I was so excited, I immediately ran to The Giant Drop. I couldn’t wait to get on it. The queue to free fall? None. It was the 31st of December. Most people were preparing for the New Year’s Eve celebrations. Hence, Dreamworld was not busy. At the Giant Drop, a pulley took us to an elevation equivalent to 39 stories or 119 meters. Once we reached the top, we waited for something like an eternity. There was a minute’s wait of nervous anticipation. I didn’t know whether I was hardly breathing or if I was breathing hard. I left my thongs below so my bare feet were dangling 119 meters above ground. I crossed my ankles tightly. I did not look down. I forced myself to look far into the distance of tree tops and houses surrounding Dreamworld. Then suddenly, we were released. Puff! I thought I became weightless for two seconds. Then I was falling so rapidly, I think I left my heart up there. Back on solid ground, my legs were trembling as I got to my feet.
Will I do it again? Certainly. Will I recommend that you do it? Oh yes. Why not? Did this make me a better person? Perhaps. I reveled in the knowledge that I took a step forward and swallowed my own fear. I’m not sure if I conquered fear. I faced it, yes. And more importantly, it’s OK to be alone. My family need not be a hindrance to things I want to experience. The exhilaration is like no other. Oops, I lie. Giving birth is at the top of the list. You know what I mean, right?
Like I always say. Never stop exploring. Yourself.
This year, say hello to your adventurous inner self. The free spirit that was you before children and mortgage came along.

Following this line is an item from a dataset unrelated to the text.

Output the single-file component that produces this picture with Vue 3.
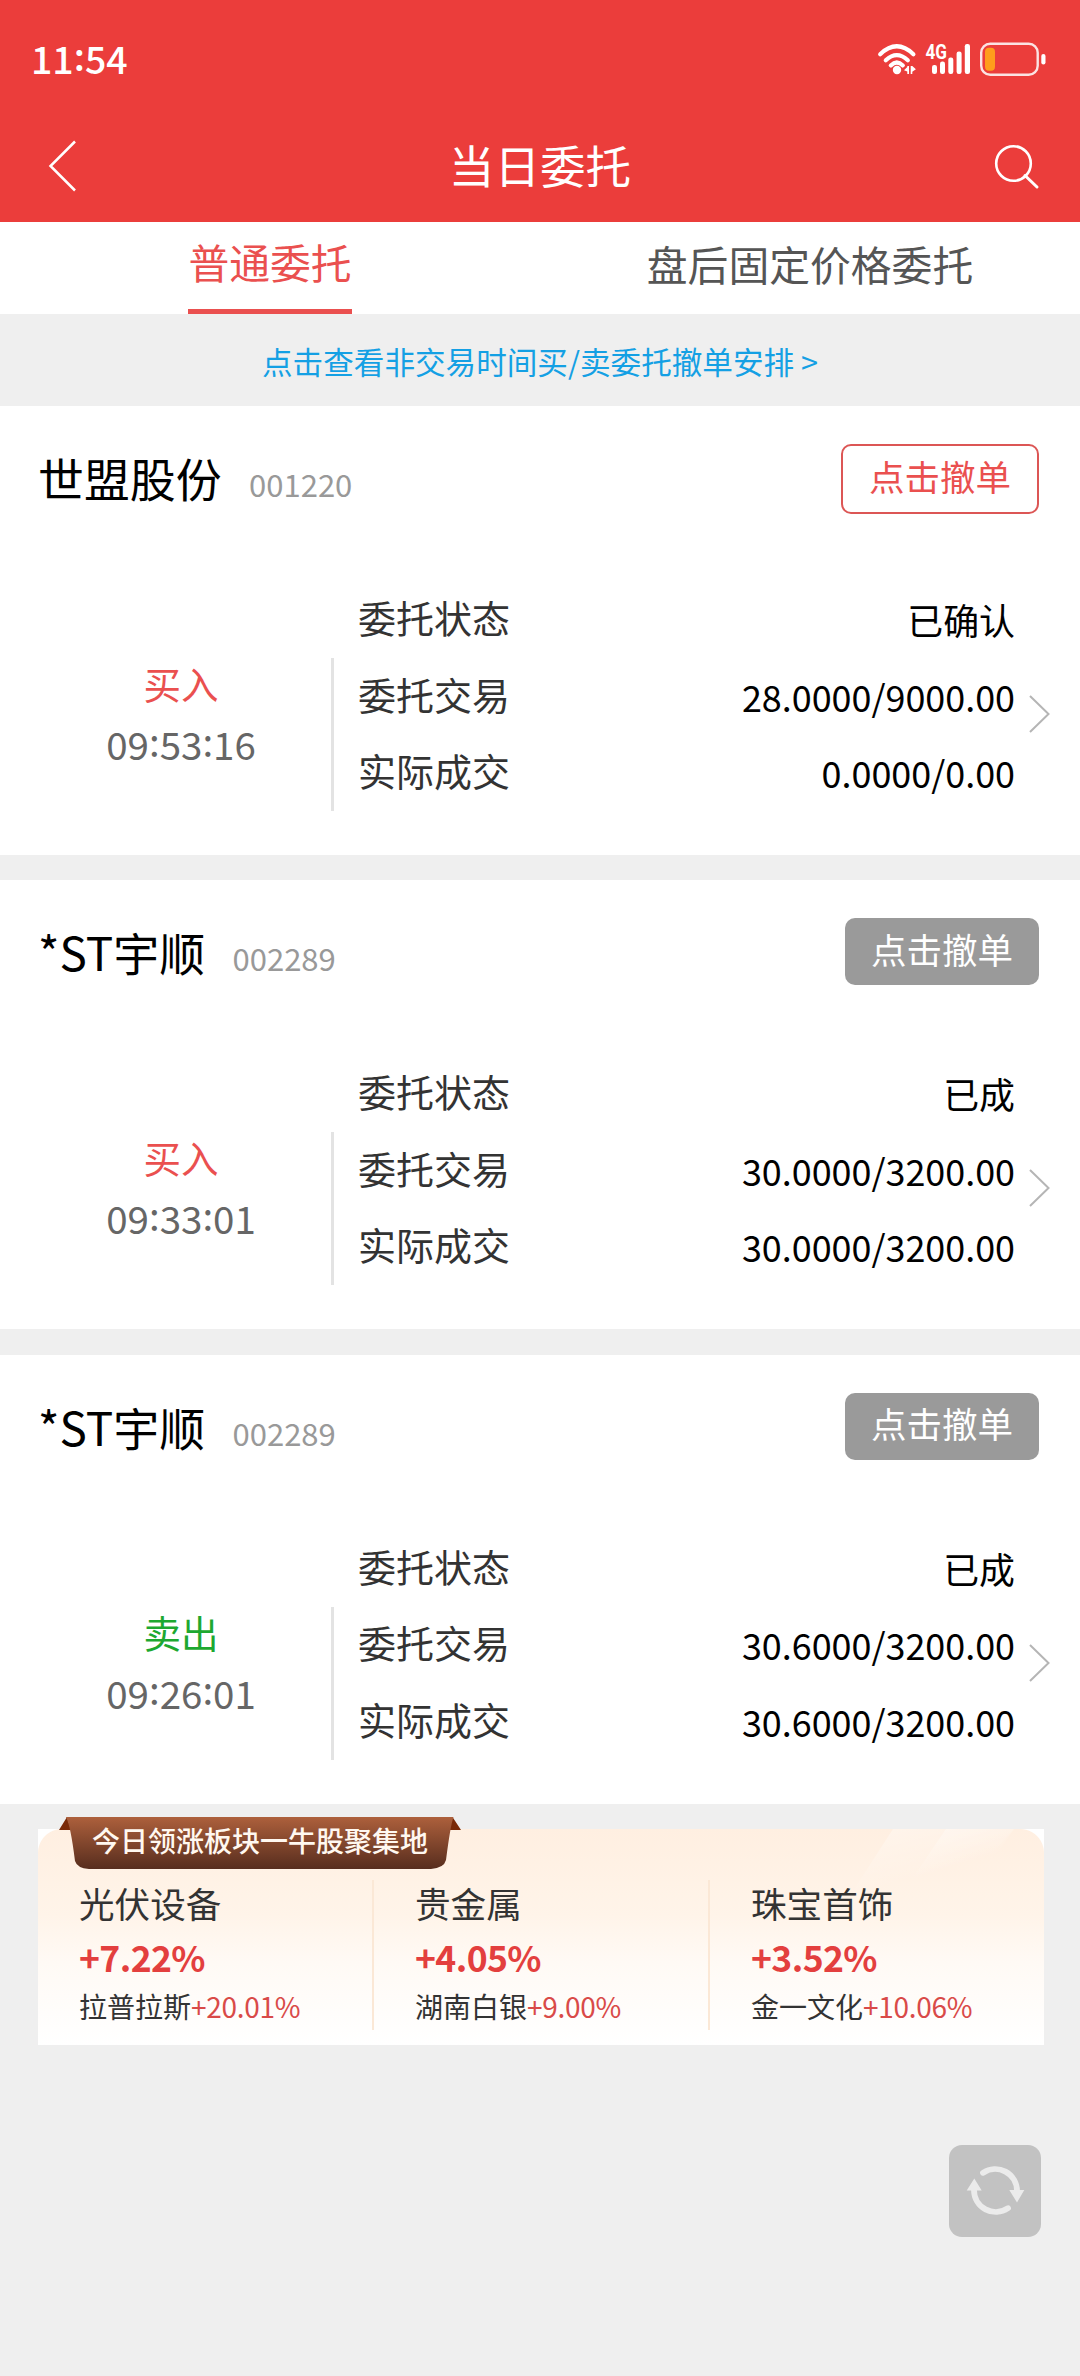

(Footnote: My friend’s illness has made me acutely aware and wanting more out of life. Think big. Live big.)
Chiqui*Kat says
I wish I could “Been there, done that, why not!” talk myself into it as easily. But this is what I’ve learned and continue to learn: overcoming a Fear doesn’t make the fear less, well, fear*full. It simply* confirms this to my lizard brain: “See. You didn’t die.” Now you can go at it again. Or not. Your choice. This time, without being so ignorantlt fear*full. Educated Fearful na! 😀
You know I’m doing it. Yes, EF style!!!